Written by Jacopo Maria Bosica
Edited by Miguel Andres Reyes Castro
Supervised by Cansu Macit Karaduman
On 11-12 July, NATO leaders held their annual summit in Vilnius amidst an unprecedented security landscape and high expectations on the steps towards enlargement and the new courses of action to preserve collective defence in the Euro-Atlantic area and states’ resilience and capacity-building. While the Alliance delivered on its core missions (collective security and crisis management), it was not as ambitious and straightforward when it came to more sensitive matters like Ukraine and Sweden’s membership paths, or partnerships in other global regions (e.g., the Asia Pacific).
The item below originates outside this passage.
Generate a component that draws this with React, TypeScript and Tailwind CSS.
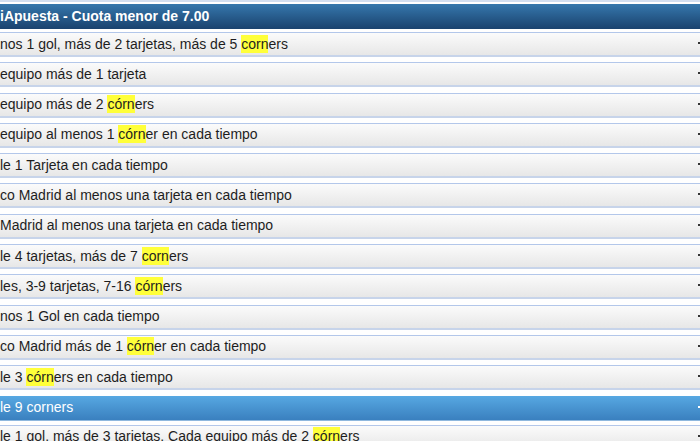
import React from "react";

type Part = { t: string; hl?: boolean };

const rows: Part[][] = [
  [{ t: "nos 1 gol, más de 2 tarjetas, más de 5 " }, { t: "corn", hl: true }, { t: "ers" }],
  [{ t: "equipo más de 1 tarjeta" }],
  [{ t: "equipo más de 2 " }, { t: "córn", hl: true }, { t: "ers" }],
  [{ t: "equipo al menos 1 " }, { t: "córn", hl: true }, { t: "er en cada tiempo" }],
  [{ t: "le 1 Tarjeta en cada tiempo" }],
  [{ t: "co Madrid al menos una tarjeta en cada tiempo" }],
  [{ t: "Madrid al menos una tarjeta en cada tiempo" }],
  [{ t: "le 4 tarjetas, más de 7 " }, { t: "corn", hl: true }, { t: "ers" }],
  [{ t: "les, 3-9 tarjetas, 7-16 " }, { t: "córn", hl: true }, { t: "ers" }],
  [{ t: "nos 1 Gol en cada tiempo" }],
  [{ t: "co Madrid más de 1 " }, { t: "córn", hl: true }, { t: "er en cada tiempo" }],
  [{ t: "le 3 " }, { t: "córn", hl: true }, { t: "ers en cada tiempo" }],
];

const last: Part[] = [
  { t: "le 1 gol, más de 3 tarjetas, Cada equipo más de 2 " },
  { t: "córn", hl: true },
  { t: "ers" },
];

function Row({ parts }: { parts: Part[] }) {
  return (
    <div className="border-t border-b-2 border-t-[#b3c7ea] border-b-[#c7d4ea] mb-[5.3px]">
      <div className="relative h-[22px] flex items-center bg-gradient-to-b from-[#fbfbfb] to-[#e7e7e7] text-[14px] text-[#1e1e1e] whitespace-nowrap pl-0">
        <span>
          {parts.map((p, i) =>
            p.hl ? (
              <span key={i} className="bg-[#ffff3a] py-[1px]">
                {p.t}
              </span>
            ) : (
              <span key={i}>{p.t}</span>
            )
          )}
        </span>
        <span className="absolute right-0 top-[9px] w-[2px] h-[2px] bg-[#333]" />
      </div>
    </div>
  );
}

export default function App() {
  return (
    <div
      className="w-[700px] h-[441px] overflow-hidden bg-white"
      style={{ fontFamily: '"Liberation Sans", Arial, sans-serif' }}
    >
      <div className="h-[2px] bg-[#d3dff0]" />
      <div className="h-[2px]" />
      <div className="h-[25px] flex items-center bg-gradient-to-b from-[#3678ad] to-[#1a426e] text-white font-bold text-[14px] whitespace-nowrap">
        iApuesta - Cuota menor de 7.00
      </div>
      <div className="h-[3px]" />
      {rows.map((r, i) => (
        <Row key={i} parts={r} />
      ))}
      <div className="relative h-[25px] flex items-center bg-gradient-to-b from-[#57a8e2] to-[#3a80bf] text-white text-[14px] whitespace-nowrap border-b border-b-[#8fb8de]">
        le 9 corners
        <span className="absolute right-0 top-[10px] w-[2px] h-[2px] bg-white" />
      </div>
      <div className="h-[4px]" />
      <Row parts={last} />
    </div>
  );
}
This info flash builds on the one making a preview on the Vilnius Summit (Bosica, 2023) to reflect upon its outcomes in the following areas: Ukraine and Sweden’s membership paths (section I), collective defence plans (section II), defence investment pledges and capacity building (sections III) and initiatives to enhance NATO’s resilience vis-à-vis emerging threats (section IV). Although times are still not ripe to make a conclusive assessment about the Summit’s success or failure, it will surely be remembered for being a bridge between the Madrid Summit in 2022 and the upcoming Washington Summit in 2024 (Atlantic Council Experts, 2023).